Tuesday, December 23, 2008

NYT: Clinton Moves to Widen Role of State Dept.

I know I said I was taking a hiatus for the holidays, but I wanted to make sure you saw this piece in yesterday's New York Times online. Besides, my vacation spot has wireless this time!

Clinton Moves to Widen Role of State Dept.

WASHINGTON — Even before taking office, Hillary Rodham Clinton is seeking to build a more powerful State Department, with a bigger budget, high-profile special envoys to trouble spots and an expanded role in dealing with global economic issues at a time of crisis.

Mrs. Clinton is recruiting Jacob J. Lew, the budget director under President Bill Clinton, as one of two deputies, according to people close to the Obama transition team. Mr. Lew’s focus, they said, will be on increasing the share of financing that goes to the diplomatic corps. He and James B. Steinberg, a deputy national security adviser in the Clinton administration, are to be Mrs. Clinton’s chief lieutenants.

Nominations of deputy secretaries, like Mrs. Clinton’s, would be subject to confirmation by the Senate.

The incoming administration is also likely to name several envoys, officials said, reviving a practice of the Clinton administration, when Richard C. Holbrooke, Dennis Ross and other diplomats played a central role in mediating disputes in the Balkans and the Middle East.

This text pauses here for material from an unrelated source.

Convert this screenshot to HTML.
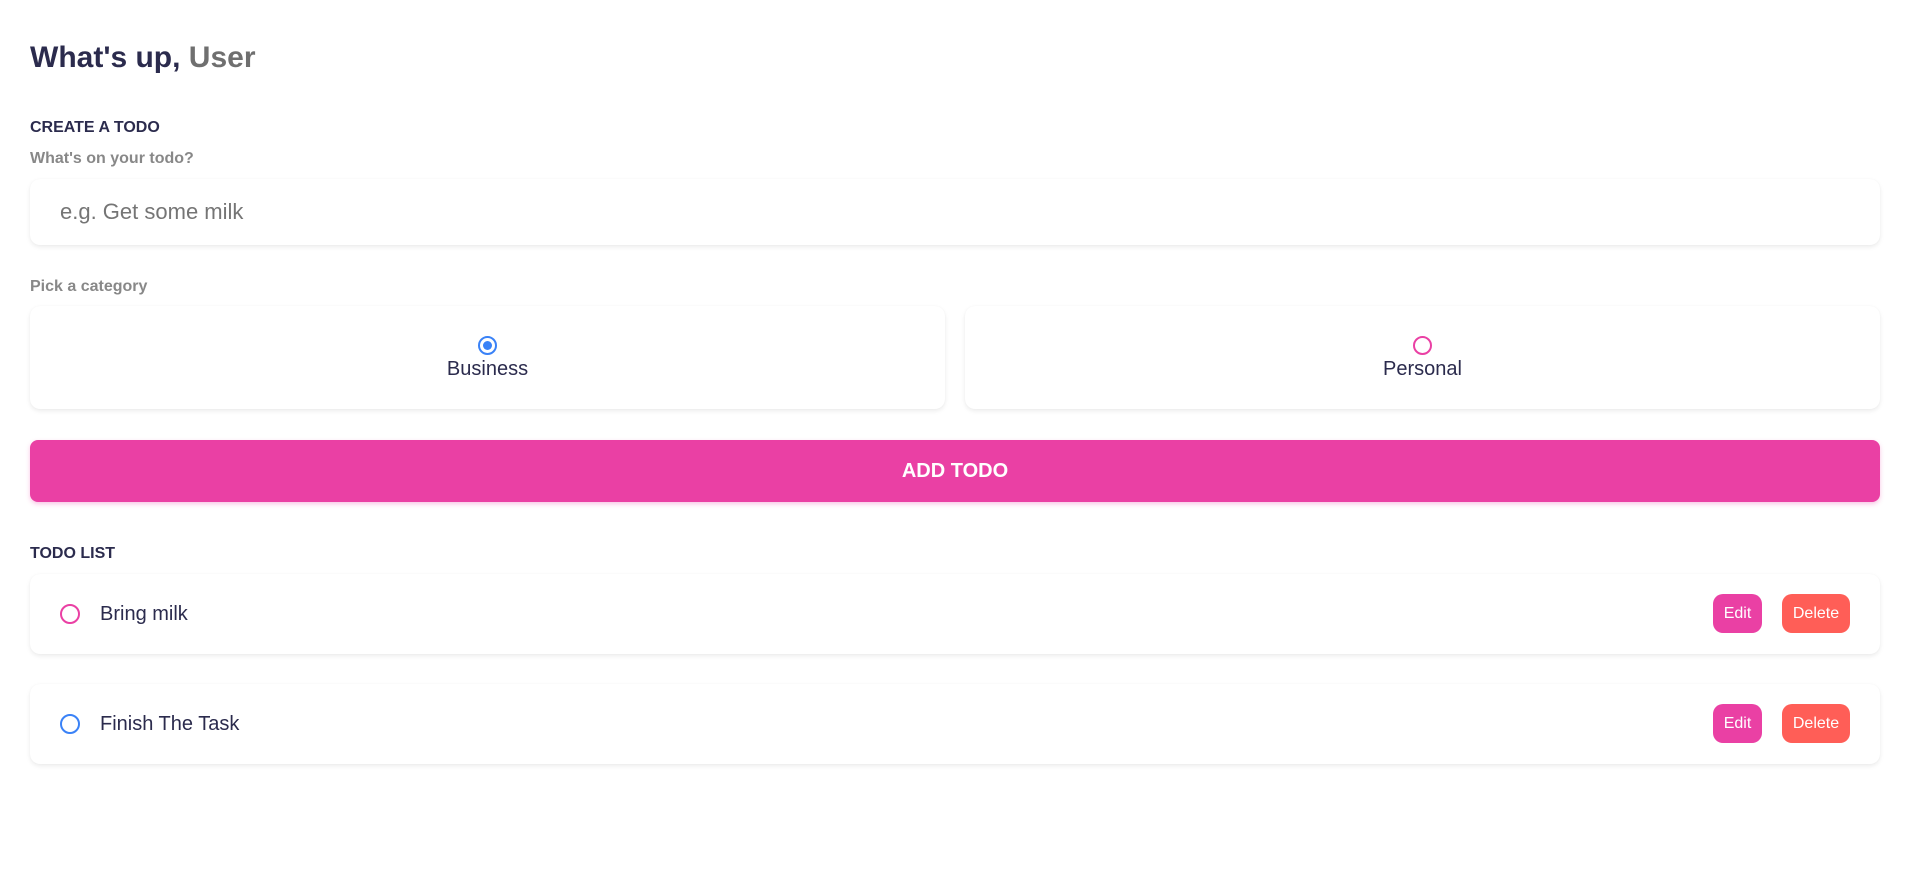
<!DOCTYPE html>
<html><head><meta charset="utf-8"><style>
*{box-sizing:border-box;margin:0;padding:0}
body{width:1910px;height:880px;background:#fff;font-family:"Liberation Sans",sans-serif;color:#2b2b4d;position:relative;overflow:hidden}
.a{position:absolute}
.card{position:absolute;background:#fff;border-radius:10px;box-shadow:0 2px 5px rgba(0,0,0,0.08),0 0 1px rgba(0,0,0,0.05)}
h1{position:absolute;left:30px;top:41px;font-size:30px;font-weight:bold;color:#2b2b4d}
h1 span{color:#6f6f6f;font-weight:bold}
.h{font-size:16px;font-weight:bold;color:#2b2b4d}
.l{font-size:16px;font-weight:bold;color:#888}
.btn{position:absolute;color:#fff;font-size:16px;border-radius:10px;text-align:center;line-height:39px;height:39px;top:20px}
</style></head><body>
<h1>What's up, <span>User</span></h1>
<div class="a h" style="left:30px;top:119px">CREATE A TODO</div>
<div class="a l" style="left:30px;top:150px">What's on your todo?</div>
<div class="card" style="left:30px;top:179px;width:1850px;height:66px"><div class="a" style="left:30px;top:20px;font-size:22px;color:#757575">e.g. Get some milk</div></div>
<div class="a l" style="left:30px;top:278px">Pick a category</div>
<div class="card" style="left:30px;top:306px;width:915px;height:103px">
 <div class="a" style="left:448px;top:30px;width:19px;height:19px;border:2px solid #3a82f7;border-radius:50%"><div style="margin:3px;width:9px;height:9px;border-radius:50%;background:#3a82f7"></div></div>
 <div class="a" style="left:0;width:915px;text-align:center;top:52px;font-size:20px;color:#2b2b4d">Business</div>
</div>
<div class="card" style="left:965px;top:306px;width:915px;height:103px">
 <div class="a" style="left:448px;top:30px;width:19px;height:19px;border:2px solid #ea40a4;border-radius:50%"></div>
 <div class="a" style="left:0;width:915px;text-align:center;top:52px;font-size:20px;color:#2b2b4d">Personal</div>
</div>
<div class="a" style="left:30px;top:440px;width:1850px;height:62px;background:#ea40a4;border-radius:8px;color:#fff;font-weight:bold;font-size:20px;text-align:center;line-height:62px;box-shadow:0 2px 5px rgba(234,64,164,0.3)">ADD TODO</div>
<div class="a h" style="left:30px;top:545px">TODO LIST</div>
<div class="card" style="left:30px;top:574px;width:1850px;height:80px">
 <div class="a" style="left:30px;top:30px;width:20px;height:20px;border:2px solid #ea40a4;border-radius:50%"></div>
 <div class="a" style="left:70px;top:29px;font-size:20px">Bring milk</div>
 <div class="btn" style="left:1683px;width:49px;background:#ea40a4">Edit</div>
 <div class="btn" style="left:1752px;width:68px;background:#ff5e57">Delete</div>
</div>
<div class="card" style="left:30px;top:684px;width:1850px;height:80px">
 <div class="a" style="left:30px;top:30px;width:20px;height:20px;border:2px solid #3a82f7;border-radius:50%"></div>
 <div class="a" style="left:70px;top:29px;font-size:20px">Finish The Task</div>
 <div class="btn" style="left:1683px;width:49px;background:#ea40a4">Edit</div>
 <div class="btn" style="left:1752px;width:68px;background:#ff5e57">Delete</div>
</div>
</body></html>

As Mrs. Clinton puts together her senior team, officials said, she is also trying to carve out a bigger role for the State Department in economic affairs, where the Treasury has dominated during the Bush years. She has sought advice from Laura D’Andrea Tyson, an economist who headed Mr. Clinton’s Council of Economic Advisers.

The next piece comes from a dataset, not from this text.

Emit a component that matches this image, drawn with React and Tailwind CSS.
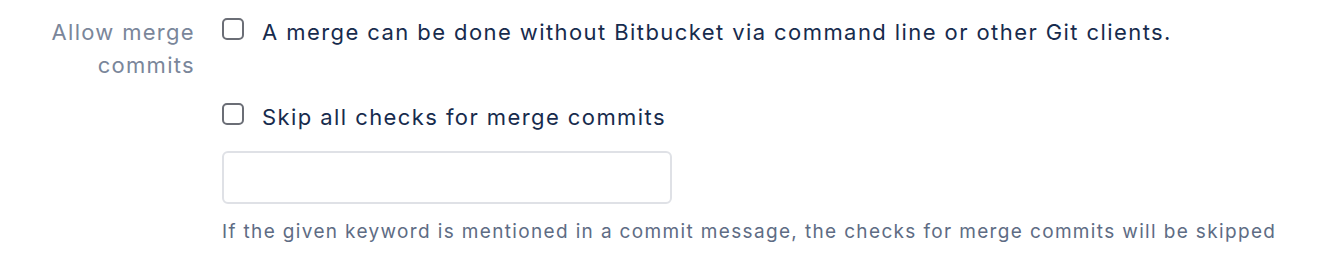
import React from 'react';

function Checkbox() {
  return (
    <span className="mt-[2px] h-[22px] w-[22px] shrink-0 rounded-[5px] border-2 border-[#6b6e76] bg-white" />
  );
}

export default function App() {
  return (
    <div className="h-[262px] w-[1326px] bg-white font-['Inter',sans-serif]">
      <div className="flex pt-[16px]">
        <div className="w-[195px] shrink-0 text-right text-[22px] leading-[33px] tracking-[1.3px] text-[#7a869a]">
          Allow merge
          <br />
          commits
        </div>
        <div className="ml-[27px] flex flex-col">
          <label className="flex items-start gap-[18px]">
            <Checkbox />
            <span className="text-[22px] leading-[33px] tracking-[1.42px] text-[#172b4d]">
              A merge can be done without Bitbucket via command line or other Git clients.
            </span>
          </label>
          <label className="mt-[52px] flex items-start gap-[18px]">
            <Checkbox />
            <span className="text-[22px] leading-[33px] tracking-[1.42px] text-[#172b4d]">
              Skip all checks for merge commits
            </span>
          </label>
          <input
            type="text"
            className="mt-[17px] h-[53px] w-[450px] rounded-[6px] border-2 border-[#dfe1e6] bg-white px-3 outline-none"
          />
          <p className="mt-[14px] text-[19px] leading-[28px] tracking-[1.35px] text-[#5e6c84]">
            If the given keyword is mentioned in a commit message, the checks for merge commits will be skipped
          </p>
        </div>
      </div>
    </div>
  );
}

The steps seem intended to strengthen the role of diplomacy after a long stretch, particularly under Secretary of State Colin L. Powell, in which the Pentagon, the vice president’s office and even the intelligence agencies held considerable sway over American foreign policy.

[...]

The recruitment of Mr. Lew — for a position that was not filled in the Bush administration — suggests that Mrs. Clinton is determined to win a larger share of financial resources for the department. A well-connected figure who was once an aide to Speaker Thomas P. O’Neill, Mr. Lew now works for Citigroup in a unit that oversees hedge funds.

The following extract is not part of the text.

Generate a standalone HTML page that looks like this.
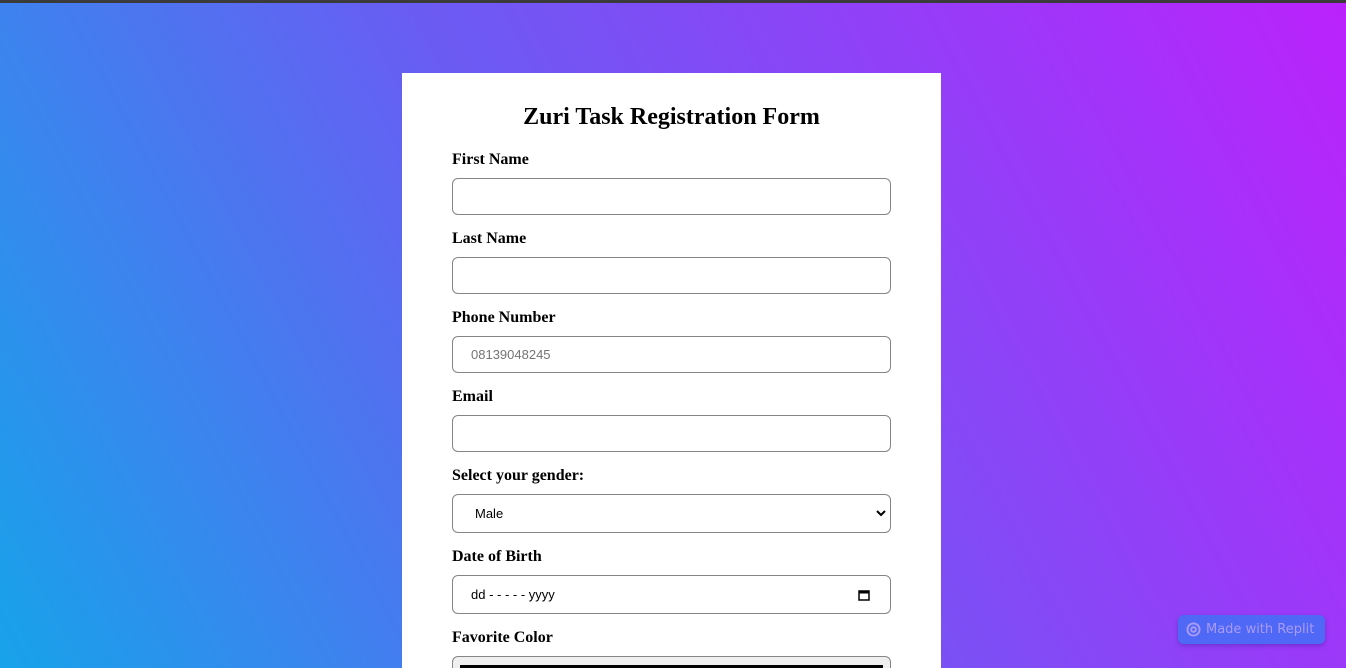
<!DOCTYPE html>
<html style="width:1346px;height:668px;overflow:hidden"><head><style>
*{box-sizing:border-box;margin:0;padding:0}
body{width:1346px;height:668px;overflow:hidden;position:relative;font-family:"Liberation Serif",serif;background:linear-gradient(62deg,#17a3ea 0%,#6a5cf3 45%,#bb22fc 100%)}
.top{position:absolute;left:0;top:0;width:1346px;height:3px;background:#3b3b3b}
.card{position:absolute;left:402px;top:73px;width:539px;height:595px;background:#fff;overflow:hidden}
h1{position:absolute;left:0;width:539px;top:31px;text-align:center;font-size:24px;font-weight:bold}
.l{position:absolute;left:50px;font-size:16px;font-weight:bold}
.i{position:absolute;left:50px;width:439px;height:37px;border:1px solid #858585;border-radius:6px;font-family:"Liberation Sans",sans-serif;font-size:13px;padding-left:18px;line-height:35px;color:#000}
.badge{position:absolute;left:1178px;top:615px;width:147px;height:29px;background:#4f68f5;border-radius:6px;color:#a99af5;font-family:"DejaVu Sans",sans-serif;font-size:13px;line-height:29px;padding-left:28px;box-shadow:0 2px 4px rgba(60,30,150,.4)}
</style></head><body>
<div class="top"></div>
<div class="card">
<h1>Zuri Task Registration Form</h1>
<div class="l" style="top:78px">First Name</div>
<div class="i" style="top:105px"></div>
<div class="l" style="top:157px">Last Name</div>
<div class="i" style="top:184px"></div>
<div class="l" style="top:236px">Phone Number</div>
<div class="i" style="top:263px;color:#757575">08139048245</div>
<div class="l" style="top:315px">Email</div>
<div class="i" style="top:342px"></div>
<div class="l" style="top:394px">Select your gender:</div>
<div class="i" style="top:421px;height:39px;line-height:37px;padding-left:22px">Male<svg style="position:absolute;right:4px;top:14px" width="10" height="8" viewBox="0 0 10 8"><path d="M1 2l4 4 4-4" stroke="#000" stroke-width="2" fill="none"/></svg></div>
<div class="l" style="top:475px">Date of Birth</div>
<div class="i" style="top:502px;height:39px;line-height:37px">dd - - - - - yyyy<svg style="position:absolute;right:20px;top:13px" width="12" height="12" viewBox="0 0 12 12"><rect x="1" y="2" width="10" height="9" stroke="#000" stroke-width="1.5" fill="none"/><rect x="1" y="2" width="10" height="2.5" fill="#000"/></svg></div>
<div class="l" style="top:556px">Favorite Color</div>
<div class="i" style="top:583px;background:#efefef;padding:0"><div style="position:absolute;left:7px;right:7px;top:8px;height:3px;background:#000"></div></div>
</div>
<div class="badge"><svg style="position:absolute;left:8px;top:7px" width="15" height="15" viewBox="0 0 16 16"><circle cx="8" cy="8" r="6.5" stroke="#a99af5" stroke-width="2" fill="none"/><circle cx="8" cy="8" r="2.5" stroke="#a99af5" stroke-width="2" fill="none"/></svg>Made with Replit</div>
</body></html>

“If we’re going to re-establish diplomacy as the critical tool in America’s arsenal,” a senior transition official said, “you need someone who can work both the budget and management side. He has very strong relations on the Hill; he knows the inner workings of how to manage a big enterprise.”

The official, who spoke on condition of anonymity because the discussions were private, said Mrs. Clinton was being supported in her push for more resources by Defense Secretary Robert M. Gates and Mr. Obama’s incoming national security adviser, Gen. James L. Jones Jr.

For years, some Pentagon officials have complained that jobs like the economic reconstruction in Afghanistan and Iraq have been added to the military’s burden when they could have been handled by a robust Foreign Service.

“The Pentagon would like to turn functionality over to civilian resources, but the resources are not there,” the official said. “We’re looking to have a State Department that has what it needs.”

Mrs. Clinton’s push for a more vigorous economic team, one of her advisers said, stems from her conviction that the State Department needs to play a part in the recovery from the global financial crisis. Economic issues also underpin some of the most important diplomatic relationships, notably with China.

In recent years, the Treasury Department, led by Henry M. Paulson Jr., has dominated policy toward China. Mr. Paulson leads a “strategic economic dialogue” with China that involves several agencies. It is not yet clear who will pick up that role in the Obama administration, although Vice President-elect Joseph R. Biden Jr. is frequently mentioned as a possibility.